Future African businesses will need to scale up their operations along digital solutions if they are to survive the ongoing Fourth Industrial Revolution (4IR) disruption, experts have warned.
The manufacturing sector, which has for long relied on labour intensive processes to meet production targets, will need to restructure and adopt emerging technologies to withstand business shocks, including those caused by Covid-19.
To attain sustainability in the post pandemic period, technological solutions will be crucial in helping reduce costs, improve product quality while meeting customer expectations faster and more efficiently.
During a recent webinar on the future of manufacturing, Syspro Africa Head of Solutions and Engineering Deirdre Fryer revealed that a research conducted in 2019 on the state of manufacturing in Africa by Syspro and Strathmore University found that only 10.3 percent of manufacturing companies in Kenya, for instance, are fully automated while the rest are semi-automated or still fully manual.

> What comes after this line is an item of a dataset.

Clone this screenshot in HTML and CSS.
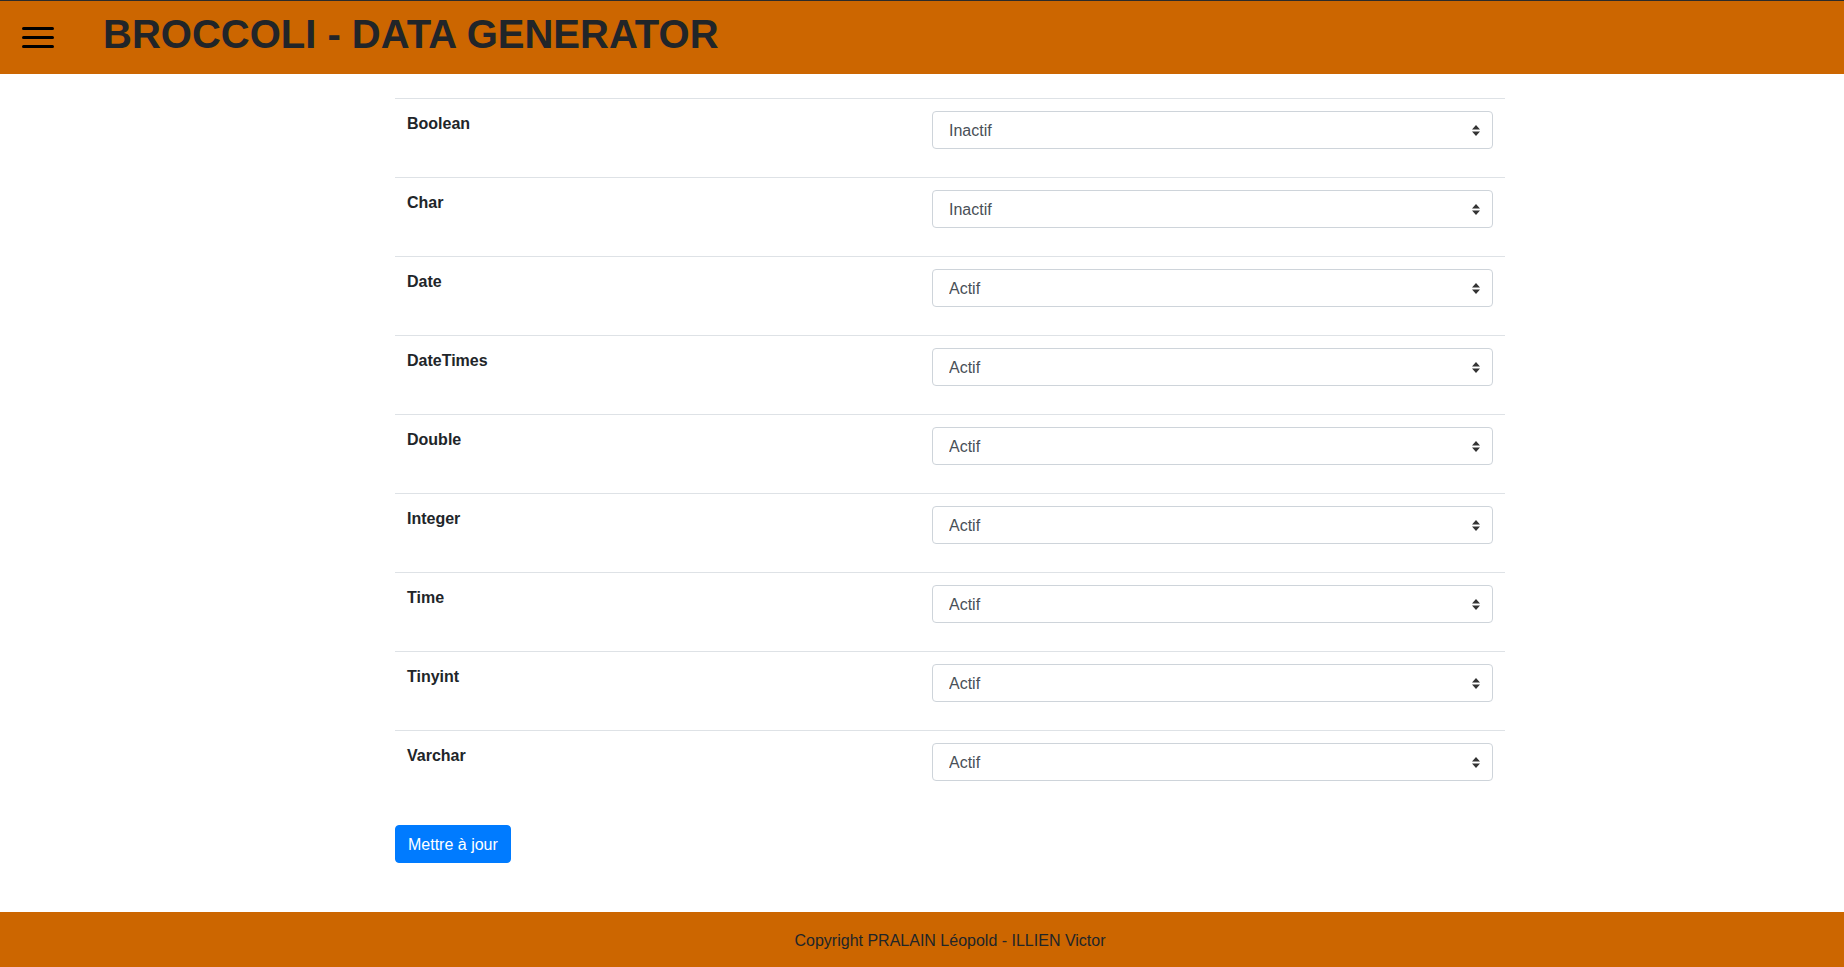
FILE: index.html
```html
<!DOCTYPE html>
<html lang="fr">
<head>
<meta charset="utf-8">
<title>Broccoli - Data Generator</title>
<link rel="stylesheet" href="styles.css">
</head>
<body>
<header class="topbar">
  <svg class="burger" width="32" height="24" viewBox="0 0 32 24" aria-hidden="true">
    <g stroke="#000" stroke-width="3" stroke-linecap="round">
      <line x1="1.5" y1="2.5" x2="30.5" y2="2.5"/>
      <line x1="1.5" y1="11.5" x2="30.5" y2="11.5"/>
      <line x1="1.5" y1="20.5" x2="30.5" y2="20.5"/>
    </g>
  </svg>
  <h1 class="title">BROCCOLI - DATA GENERATOR</h1>
</header>

<main class="main">
  <div class="container">
    <form>
      <table class="types">
        <colgroup><col class="col-label"><col></colgroup>
        <tbody>
          <tr><th>Boolean</th><td><div class="form-group"><select class="form-control"><option>Inactif</option><option>Actif</option></select><svg class="arrow" width="8" height="11" viewBox="0 0 8 11"><path d="M0 4.5L4 0L8 4.5Z M0 6.5L8 6.5L4 11Z" fill="#333"/></svg></div></td></tr>
          <tr><th>Char</th><td><div class="form-group"><select class="form-control"><option>Inactif</option><option>Actif</option></select><svg class="arrow" width="8" height="11" viewBox="0 0 8 11"><path d="M0 4.5L4 0L8 4.5Z M0 6.5L8 6.5L4 11Z" fill="#333"/></svg></div></td></tr>
          <tr><th>Date</th><td><div class="form-group"><select class="form-control"><option>Actif</option><option>Inactif</option></select><svg class="arrow" width="8" height="11" viewBox="0 0 8 11"><path d="M0 4.5L4 0L8 4.5Z M0 6.5L8 6.5L4 11Z" fill="#333"/></svg></div></td></tr>
          <tr><th>DateTimes</th><td><div class="form-group"><select class="form-control"><option>Actif</option><option>Inactif</option></select><svg class="arrow" width="8" height="11" viewBox="0 0 8 11"><path d="M0 4.5L4 0L8 4.5Z M0 6.5L8 6.5L4 11Z" fill="#333"/></svg></div></td></tr>
          <tr><th>Double</th><td><div class="form-group"><select class="form-control"><option>Actif</option><option>Inactif</option></select><svg class="arrow" width="8" height="11" viewBox="0 0 8 11"><path d="M0 4.5L4 0L8 4.5Z M0 6.5L8 6.5L4 11Z" fill="#333"/></svg></div></td></tr>
          <tr><th>Integer</th><td><div class="form-group"><select class="form-control"><option>Actif</option><option>Inactif</option></select><svg class="arrow" width="8" height="11" viewBox="0 0 8 11"><path d="M0 4.5L4 0L8 4.5Z M0 6.5L8 6.5L4 11Z" fill="#333"/></svg></div></td></tr>
          <tr><th>Time</th><td><div class="form-group"><select class="form-control"><option>Actif</option><option>Inactif</option></select><svg class="arrow" width="8" height="11" viewBox="0 0 8 11"><path d="M0 4.5L4 0L8 4.5Z M0 6.5L8 6.5L4 11Z" fill="#333"/></svg></div></td></tr>
          <tr><th>Tinyint</th><td><div class="form-group"><select class="form-control"><option>Actif</option><option>Inactif</option></select><svg class="arrow" width="8" height="11" viewBox="0 0 8 11"><path d="M0 4.5L4 0L8 4.5Z M0 6.5L8 6.5L4 11Z" fill="#333"/></svg></div></td></tr>
          <tr><th>Varchar</th><td><div class="form-group"><select class="form-control"><option>Actif</option><option>Inactif</option></select><svg class="arrow" width="8" height="11" viewBox="0 0 8 11"><path d="M0 4.5L4 0L8 4.5Z M0 6.5L8 6.5L4 11Z" fill="#333"/></svg></div></td></tr>
        </tbody>
      </table>
      <button type="submit" class="btn">Mettre à jour</button>
    </form>
  </div>
</main>

<footer class="footer">Copyright PRALAIN Léopold - ILLIEN Victor</footer>
</body>
</html>
```

FILE: styles.css
```css
* { box-sizing: border-box; }

html, body {
  margin: 0;
  padding: 0;
}

body {
  font-family: "Liberation Sans", Arial, sans-serif;
  font-size: 16px;
  line-height: 1.5;
  color: #212529;
  background: #fff;
}

.topbar {
  display: flex;
  align-items: flex-start;
  height: 74px;
  background: #cc6600;
  border-top: 1px solid #2b2b2b;
  padding-left: 22px;
}

.burger {
  display: block;
  margin-top: 25px;
  flex: none;
}

.title {
  margin: 9px 0 0 49px;
  font-size: 40px;
  line-height: 48px;
  font-weight: 700;
  color: #212529;
}

.main {
  padding: 24px 0 49px 56px;
}

.container {
  width: 1140px;
  margin: 0 auto;
  padding: 0 15px;
}

.types {
  width: 100%;
  border-collapse: collapse;
  table-layout: fixed;
  margin-bottom: 16px;
}

.col-label { width: 525px; }

.types th,
.types td {
  padding: 12px;
  border-top: 1px solid #dee2e6;
  vertical-align: top;
  text-align: left;
}

.types th {
  font-weight: 700;
  padding-top: 13px;
  padding-bottom: 11px;
}

.form-group {
  position: relative;
  margin-bottom: 16px;
}

.form-control {
  display: block;
  width: 100%;
  height: 38px;
  padding: 7px 28px 5px 16px;
  font-family: "Liberation Sans", Arial, sans-serif;
  font-size: 16px;
  line-height: 24px;
  color: #495057;
  background: #fff;
  border: 1px solid #ced4da;
  border-radius: 4px;
  -webkit-appearance: none;
  appearance: none;
  margin: 0;
}

.arrow {
  position: absolute;
  right: 13px;
  top: 14px;
  pointer-events: none;
}

.btn {
  display: inline-block;
  height: 38px;
  padding: 7px 12px 5px;
  font-family: "Liberation Sans", Arial, sans-serif;
  font-size: 16px;
  line-height: 24px;
  color: #fff;
  background: #007bff;
  border: 1px solid #007bff;
  border-radius: 4px;
  cursor: pointer;
  vertical-align: top;
}

.footer {
  background: #cc6600;
  padding: 17px 0 15px 56px;
  text-align: center;
  color: #212529;
}
```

The report indicates that many manufacturing plants in the continent are yet to acknowledge the power of digital solutions, in a period where every sector is undergoing rapid change to align businesses to the demands of the current digital transformation wave.
Ms Fryer noted that while many businesses are fuelled by competition and driven by adoption of new and disruptive forms of technology, many organisations are still using traditional technologies and seem not to understand the future of the industry.
“For a long time, we have been talking about digital transformation. In some business circles it was not well understood; in others, it was just ignored. But now we are suddenly seeing people and businesses beginning to develop an interest in digital transformation. It has now become a re-ignited topic, one that people are paying attention to and want to explore,” she remarked.
She explained that digital transformation essentially involves a fundamental change in how an enterprise uses its technology, its workforce and business processes to improve its performance and value to customers.
“It is important to understand that the digital transformation journey is not a vertical process but a horizontal process meaning its implementation shouldn’t be left to only one department or an individual in a company, it is a process that involves multiple departments and multiple people. Successful digital transformation only happens when there is a coordinated change effort through all aspects of the business,” she said.
Arthur Goldstuck of the World Wide Worx reminded business leaders that to know the future of any industry, they have to look back at its history and whether industrial predictions made since 1918 have come to pass.
“Customer preference have shifted and that can be confirmed by Google Trends data that shows that during the pandemic a spike in the use of Zoom and Netflix, which are digital products, was witnessed. People will now permanently consume them in future,” he exemplified.
He advised manufactures to study which technologies are attracting more investment and make informed decisions in their operations.
“To understand the change around us, we must follow where the money is being channeled. More customers are ready to subscribe to digital solutions because of the convenience and affordability. For instance, while Netflix business soared, Disney’s profits have dipped because it is a physical business,” he said.
Mark Walker, Associate Vice President of global provider of market intelligence IDC said that while it is important to help manufactures shift their business to digital realm, other sectors such as education, health, transport, government services, agriculture and retail should not be left out.
“New technology paradigms are the key drivers of digital transformation. From an African perspective manufactures should embrace next-gen security, cloud computing, Big Data analytics, virtual and augmented reality, 3D printing, Artificial Intelligence and robotics and Internet of Things because they are the key Industry 4.0 enablers,” he advised.
While businesses can gain massive value opportunities in these areas, companies undertaking these efforts quickly learn that the adopting technology in digital transformation is often the impactful element of change.
Development gains from digital transformation, however, are not automatic and may result in new divides and widen industry inequalities.
Syspro noted that ICT adoption has been identified as a key factor that can increase competitiveness for Kenyan businesses thus making products more affordable for consumers, but for this to happen, human capital with the right knowledge and skills to implement technology strategies, financial resources to maintain these technologies must be achieved first.
“Companies need skilled technical expertise within the company and in the external ecosystem where these technologies are purchased in order to have tailor-made, affordable solutions with local support.”
While manufacturing in Kenya, for exmaple, currently contributes 9.6 percent of the Gross Domestic Product, the goal to achieve capacity to contribute 20 percent of the GDP by 2022, will heavily require the ecosystem to adopt emerging technologies on massive scale.
Government incentives will be key to creating a health private sector that believes in the automation of manufacturing processes, while training existing employees to ensure they are not eliminated by the new innovations.
Moreover, Africa’s digital transformation journey will best be shaped by a change of mindsets among most C-suite leaders who still believe in traditional experience at the expense of new knowledge which is already seeing most manual operations being transformed through AI, robotics and 3D printing around the world.